> _Written instruction_:
Where a line holds the word "components", copy that line.

Records with interface code
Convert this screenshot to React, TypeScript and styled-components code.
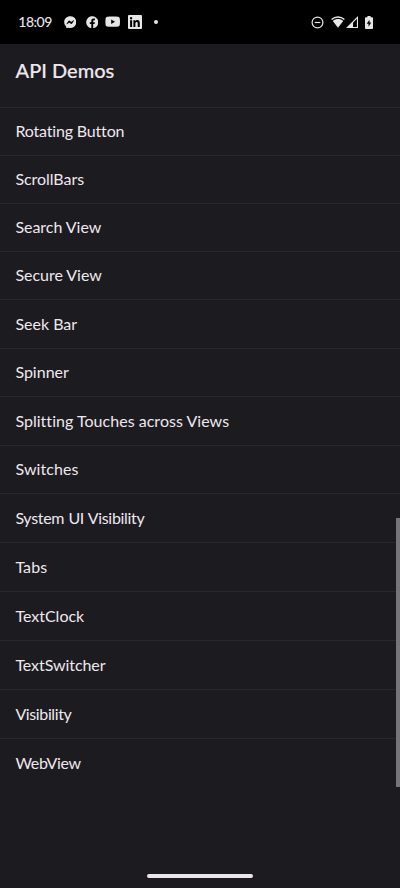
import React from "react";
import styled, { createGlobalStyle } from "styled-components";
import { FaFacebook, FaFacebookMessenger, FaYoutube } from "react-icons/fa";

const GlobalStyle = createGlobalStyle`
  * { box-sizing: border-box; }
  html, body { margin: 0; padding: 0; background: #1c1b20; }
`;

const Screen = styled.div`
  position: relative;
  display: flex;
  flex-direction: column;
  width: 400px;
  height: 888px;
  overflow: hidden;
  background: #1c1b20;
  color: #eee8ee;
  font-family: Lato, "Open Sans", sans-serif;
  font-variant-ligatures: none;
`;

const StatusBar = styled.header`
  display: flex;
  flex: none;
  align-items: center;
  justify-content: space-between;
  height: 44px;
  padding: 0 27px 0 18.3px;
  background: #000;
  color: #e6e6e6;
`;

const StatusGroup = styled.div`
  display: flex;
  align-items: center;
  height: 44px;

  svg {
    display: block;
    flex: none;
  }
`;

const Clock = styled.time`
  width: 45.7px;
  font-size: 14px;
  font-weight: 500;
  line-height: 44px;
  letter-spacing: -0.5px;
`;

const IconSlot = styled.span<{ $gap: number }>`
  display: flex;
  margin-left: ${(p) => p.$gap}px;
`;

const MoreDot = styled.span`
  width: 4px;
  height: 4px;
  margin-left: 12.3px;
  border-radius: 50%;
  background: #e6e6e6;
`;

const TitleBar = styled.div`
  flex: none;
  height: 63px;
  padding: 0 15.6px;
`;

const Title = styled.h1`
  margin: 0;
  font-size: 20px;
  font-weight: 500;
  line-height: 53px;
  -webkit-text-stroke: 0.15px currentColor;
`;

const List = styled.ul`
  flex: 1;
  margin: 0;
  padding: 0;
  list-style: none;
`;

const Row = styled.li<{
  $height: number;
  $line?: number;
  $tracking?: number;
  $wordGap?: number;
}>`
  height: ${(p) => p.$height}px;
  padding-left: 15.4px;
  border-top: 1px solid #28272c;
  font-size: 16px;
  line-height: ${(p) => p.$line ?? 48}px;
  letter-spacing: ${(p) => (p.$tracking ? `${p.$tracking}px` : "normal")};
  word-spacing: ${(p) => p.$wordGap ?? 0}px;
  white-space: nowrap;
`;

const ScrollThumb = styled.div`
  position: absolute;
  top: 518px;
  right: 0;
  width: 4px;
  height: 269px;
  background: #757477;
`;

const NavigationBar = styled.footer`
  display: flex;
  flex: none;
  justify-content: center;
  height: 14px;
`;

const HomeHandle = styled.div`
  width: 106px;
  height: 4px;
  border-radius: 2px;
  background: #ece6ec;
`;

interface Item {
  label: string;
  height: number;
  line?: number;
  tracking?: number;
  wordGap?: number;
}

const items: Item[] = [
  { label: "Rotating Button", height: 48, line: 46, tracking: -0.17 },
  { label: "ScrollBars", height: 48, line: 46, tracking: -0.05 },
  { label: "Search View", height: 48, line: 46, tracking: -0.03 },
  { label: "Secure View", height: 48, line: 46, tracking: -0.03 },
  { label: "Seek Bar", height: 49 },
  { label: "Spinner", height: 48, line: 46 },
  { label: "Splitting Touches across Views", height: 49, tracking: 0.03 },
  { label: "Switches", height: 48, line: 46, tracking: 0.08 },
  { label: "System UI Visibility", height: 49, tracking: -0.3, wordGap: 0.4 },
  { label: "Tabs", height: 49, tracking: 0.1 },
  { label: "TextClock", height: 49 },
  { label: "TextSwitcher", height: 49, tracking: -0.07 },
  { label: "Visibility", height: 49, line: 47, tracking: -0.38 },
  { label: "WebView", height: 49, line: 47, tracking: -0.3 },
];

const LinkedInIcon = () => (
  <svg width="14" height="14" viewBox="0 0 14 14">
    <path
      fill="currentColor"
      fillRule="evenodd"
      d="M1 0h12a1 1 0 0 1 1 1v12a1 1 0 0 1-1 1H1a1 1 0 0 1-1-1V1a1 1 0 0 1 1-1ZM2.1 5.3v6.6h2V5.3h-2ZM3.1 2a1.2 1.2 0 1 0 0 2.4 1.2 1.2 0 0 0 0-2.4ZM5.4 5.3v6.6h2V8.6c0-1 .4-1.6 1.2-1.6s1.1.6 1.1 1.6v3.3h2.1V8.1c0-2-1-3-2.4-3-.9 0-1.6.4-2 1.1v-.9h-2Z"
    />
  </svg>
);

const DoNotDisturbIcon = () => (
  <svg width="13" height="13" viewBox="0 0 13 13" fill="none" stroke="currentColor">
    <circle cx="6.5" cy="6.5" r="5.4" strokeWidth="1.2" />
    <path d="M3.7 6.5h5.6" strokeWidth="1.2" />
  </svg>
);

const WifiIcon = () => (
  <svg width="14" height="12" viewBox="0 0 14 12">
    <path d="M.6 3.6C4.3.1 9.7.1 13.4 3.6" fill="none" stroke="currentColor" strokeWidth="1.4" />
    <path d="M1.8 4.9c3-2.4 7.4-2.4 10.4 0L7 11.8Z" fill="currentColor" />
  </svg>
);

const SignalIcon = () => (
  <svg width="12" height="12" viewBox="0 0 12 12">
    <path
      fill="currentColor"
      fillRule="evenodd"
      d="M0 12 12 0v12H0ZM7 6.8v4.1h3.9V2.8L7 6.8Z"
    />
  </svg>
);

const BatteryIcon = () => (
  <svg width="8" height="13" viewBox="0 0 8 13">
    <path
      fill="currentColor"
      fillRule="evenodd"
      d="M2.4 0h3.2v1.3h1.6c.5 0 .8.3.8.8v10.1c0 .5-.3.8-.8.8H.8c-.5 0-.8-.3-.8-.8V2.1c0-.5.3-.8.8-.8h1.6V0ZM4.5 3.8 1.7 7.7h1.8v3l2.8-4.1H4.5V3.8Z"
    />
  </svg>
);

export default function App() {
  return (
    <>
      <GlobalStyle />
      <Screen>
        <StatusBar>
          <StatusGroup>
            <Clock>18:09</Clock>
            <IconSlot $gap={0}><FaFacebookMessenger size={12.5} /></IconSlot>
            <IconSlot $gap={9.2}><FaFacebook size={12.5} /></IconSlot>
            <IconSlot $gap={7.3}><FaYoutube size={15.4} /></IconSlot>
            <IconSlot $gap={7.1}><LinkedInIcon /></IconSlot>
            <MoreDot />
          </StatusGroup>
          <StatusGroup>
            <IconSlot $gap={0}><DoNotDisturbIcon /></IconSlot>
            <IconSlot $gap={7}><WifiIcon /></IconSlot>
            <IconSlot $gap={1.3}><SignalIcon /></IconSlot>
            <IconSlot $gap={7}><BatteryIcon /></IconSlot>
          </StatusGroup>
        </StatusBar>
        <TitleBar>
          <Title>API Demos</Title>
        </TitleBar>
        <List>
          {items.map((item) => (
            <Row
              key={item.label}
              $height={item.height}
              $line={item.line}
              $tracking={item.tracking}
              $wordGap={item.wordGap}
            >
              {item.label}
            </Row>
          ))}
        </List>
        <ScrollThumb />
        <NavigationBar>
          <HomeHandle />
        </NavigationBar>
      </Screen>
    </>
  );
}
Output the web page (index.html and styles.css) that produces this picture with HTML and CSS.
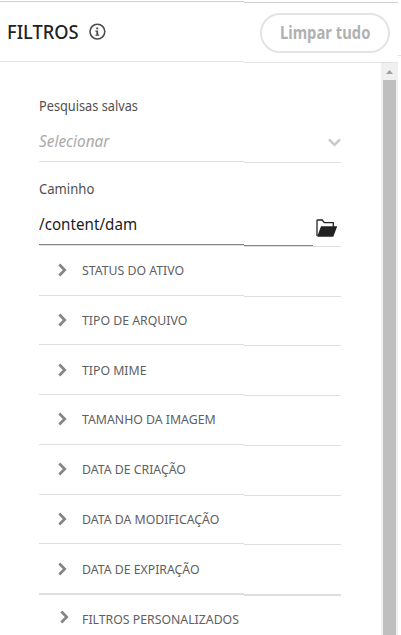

> _Answer to this problem_:
Convert this screenshot to React, TypeScript and styled-components code.
import styled, { createGlobalStyle } from "styled-components";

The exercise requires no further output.